Que va devenir le canal 4 ?

Les canaux et 12, libérés respectivement par C8 et NRJ12, faisaient d’ores et déjà l’objet d’âpres discussions en coulisses. La chaîne L’équipe s’est positionné pour la 8, FranceInfo espère se rapprocher (et devancer) ses concurrentes des canaux 15 et 16, BFM TV et CNews. Le numéro du canal a un impact direct fort sur l’audience des chaînes. Avec la « libération » prochaine du canal 4, la guerre sera ouverte pour savoir qui récupère cette place de premier choix…

Par ailleurs, l’Arcom devra décider si elle attribue des canaux à de nouvelles chaînes dans un avenir proche.
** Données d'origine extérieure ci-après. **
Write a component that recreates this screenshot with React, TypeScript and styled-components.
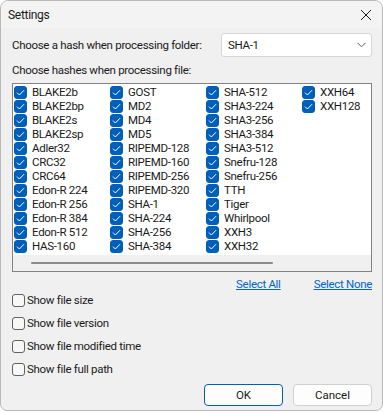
import React from "react";
import styled, { createGlobalStyle } from "styled-components";

const GlobalStyle = createGlobalStyle`
  html, body {
    margin: 0;
    padding: 0;
    background: #ffffff;
  }
  body {
    font-family: "Segoe UI", Roboto, "Liberation Sans", sans-serif;
    font-size: 11.5px;
    letter-spacing: -0.3px;
    line-height: 16px;
    color: #1a1a1a;
  }
`;

const hashColumns = [
  ["BLAKE2b", "BLAKE2bp", "BLAKE2s", "BLAKE2sp", "Adler32", "CRC32", "CRC64", "Edon-R 224", "Edon-R 256", "Edon-R 384", "Edon-R 512", "HAS-160"],
  ["GOST", "MD2", "MD4", "MD5", "RIPEMD-128", "RIPEMD-160", "RIPEMD-256", "RIPEMD-320", "SHA-1", "SHA-224", "SHA-256", "SHA-384"],
  ["SHA-512", "SHA3-224", "SHA3-256", "SHA3-384", "SHA3-512", "Snefru-128", "Snefru-256", "TTH", "Tiger", "Whirlpool", "XXH3", "XXH32"],
  ["XXH64", "XXH128"],
];

const options = ["Show file size", "Show file version", "Show file modified time", "Show file full path"];

function App() {
  return (
    <>
      <GlobalStyle />
      <Window>
        <TitleBar>
          <Title>Settings</Title>
          <CloseIcon width="12" height="12" viewBox="0 0 12 12">
            <path d="M1 1 L11 11 M11 1 L1 11" stroke="#1a1a1a" strokeWidth="1" fill="none" />
          </CloseIcon>
        </TitleBar>
        <Body>
          <FolderRow>
            <Label>Choose a hash when processing folder:</Label>
            <Combo>
              <span>SHA-1</span>
              <svg width="9" height="6" viewBox="0 0 9 6">
                <path d="M0.5 0.8 L4.5 4.8 L8.5 0.8" stroke="#606060" strokeWidth="1" fill="none" />
              </svg>
            </Combo>
          </FolderRow>
          <SectionLabel>Choose hashes when processing file:</SectionLabel>
          <ListBox>
            <HashGrid>
              {hashColumns.flat().map((name) => (
                <HashItem key={name}>
                  <CheckBox $checked>
                    <svg width="9" height="7" viewBox="0 0 9 7">
                      <path d="M1 3.6 L3.4 6 L8 1.2" stroke="#ffffff" strokeWidth="1" fill="none" />
                    </svg>
                  </CheckBox>
                  <span>{name}</span>
                </HashItem>
              ))}
            </HashGrid>
            <ScrollTrack>
              <ScrollThumb />
            </ScrollTrack>
          </ListBox>
          <LinkRow>
            <Link>Select All</Link>
            <Link>Select None</Link>
          </LinkRow>
          <OptionList>
            {options.map((o) => (
              <Option key={o}>
                <CheckBox />
                <span>{o}</span>
              </Option>
            ))}
          </OptionList>
          <ButtonRow>
            <Button $primary>OK</Button>
            <Button>Cancel</Button>
          </ButtonRow>
        </Body>
      </Window>
    </>
  );
}

export default App;

const Window = styled.div`
  width: 383px;
  height: 411px;
  box-sizing: border-box;
  border: 1px solid #b9b9b9;
  border-radius: 8px 8px 7px 7px;
  background: #f0f0f0;
  display: flex;
  flex-direction: column;
  overflow: hidden;
`;

const TitleBar = styled.div`
  height: 27px;
  display: flex;
  align-items: center;
  justify-content: space-between;
  padding: 0 10px 0 7px;
  background: #f3f3f3;
`;

const Title = styled.div`
  font-size: 12px;
  color: #1a1a1a;
`;

const CloseIcon = styled.svg`
  display: block;
`;

const Body = styled.div`
  padding: 5px 10px 0 11px;
  display: flex;
  flex-direction: column;
`;

const FolderRow = styled.div`
  display: flex;
  align-items: center;
  justify-content: space-between;
  height: 24px;
`;

const Label = styled.span`
  white-space: nowrap;
`;

const Combo = styled.div`
  width: 151px;
  height: 24px;
  box-sizing: border-box;
  background: #ffffff;
  border: 1px solid #d6d6d6;
  border-radius: 3px;
  display: flex;
  align-items: center;
  justify-content: space-between;
  padding: 0 5px 0 6px;
  svg {
    display: block;
  }
`;

const SectionLabel = styled.div`
  margin-top: 5px;
  height: 16px;
  line-height: 16px;
`;

const ListBox = styled.div`
  margin-top: 5px;
  height: 189px;
  box-sizing: border-box;
  border: 1px solid #828282;
  background: #ffffff;
  display: flex;
  flex-direction: column;
`;

const HashGrid = styled.div`
  display: grid;
  grid-auto-flow: column;
  grid-template-rows: repeat(12, 14px);
  grid-auto-columns: 96px;
  padding: 1px 0 0 1px;
  flex: 1;
`;

const HashItem = styled.div`
  display: flex;
  align-items: center;
  gap: 5px;
  white-space: nowrap;
  height: 14px;
  line-height: 14px;
`;

const CheckBox = styled.span<{ $checked?: boolean }>`
  width: 13px;
  height: 13px;
  box-sizing: border-box;
  border-radius: 3px;
  flex-shrink: 0;
  display: flex;
  align-items: center;
  justify-content: center;
  background: ${(p) => (p.$checked ? "#005fb8" : "#f7f7f7")};
  border: 1px solid ${(p) => (p.$checked ? "#005fb8" : "#616161")};
  svg {
    display: block;
  }
`;

const ScrollTrack = styled.div`
  height: 16px;
  background: #f0f0f0;
  display: flex;
  align-items: center;
  padding: 0 98px 0 18px;
`;

const ScrollThumb = styled.div`
  flex: 1;
  height: 2px;
  border-radius: 1px;
  background: #8a8a8a;
`;

const LinkRow = styled.div`
  display: flex;
  justify-content: flex-end;
  gap: 33px;
  height: 21px;
  align-items: center;
  padding-top: 1px;
`;

const Link = styled.a`
  color: #0066cc;
  text-decoration: underline;
  cursor: pointer;
`;

const OptionList = styled.div`
  display: flex;
  flex-direction: column;
  gap: 9px;
  margin-top: -1px;
`;

const Option = styled.label`
  display: flex;
  align-items: center;
  gap: 2px;
  height: 14px;
  line-height: 14px;
  white-space: nowrap;
`;

const ButtonRow = styled.div`
  display: flex;
  justify-content: flex-end;
  gap: 10px;
  margin-top: 8px;
`;

const Button = styled.button<{ $primary?: boolean }>`
  width: 79px;
  height: 22px;
  box-sizing: border-box;
  font: inherit;
  color: #1a1a1a;
  background: #fdfdfd;
  border: 1px solid ${(p) => (p.$primary ? "#005fb8" : "#d0d0d0")};
  border-radius: 4px;
  padding: 0;
`;
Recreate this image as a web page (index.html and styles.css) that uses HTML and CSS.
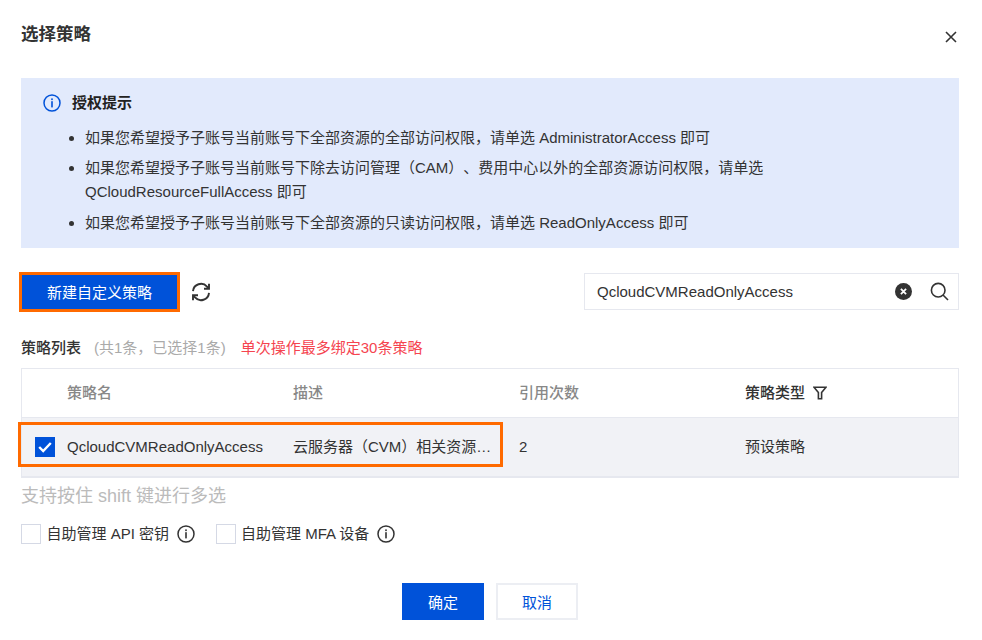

Il y a notamment des déçus de la dernière redistribution qui pourraient revenir à la charge, par exemple L’Express TV, projet porté par le fondateur de BFMTV, Alain Weill.

Y a-t-il une stratégie générale derrière ce départ de la TNT ?

Ce lundi, le groupe Vivendi vit un instant historique. Les actionnaires doivent approuver un projet de scission en quatre entités du géant français des médias et de l’édition, contrôlé par le milliardaire Vincent Bolloré. Trois résolutions sont mises au vote. Elles concernent respectivement les sociétés Canal+, Havas et Louis Hachette Group, qui ont vocation à devenir indépendantes de Vivendi. L’étape suivante sera la cotation de Canal+ à la Bourse de Londres, celle d’Havas à Amsterdam et celle de Louis Hachette Group à Paris sur le marché Euronext Growth, régulé mais non réglementé.

Notre dossier Canal+

Dans ce contexte, le retrait de Canal+ de la TNT apparaît comme un signal envoyé au marché : le groupe allège ses coûts. Dans un même ordre d’idée, vendredi, Canal+ a annoncé la suppression de 250 postes, dont 150 en lien avec l’arrêt de sa chaîne C8 sur la TNT le 28 février.

Alors que la chaîne vient de fêter ses 40 ans, l’heure est aux grandes manœuvres à Canal+.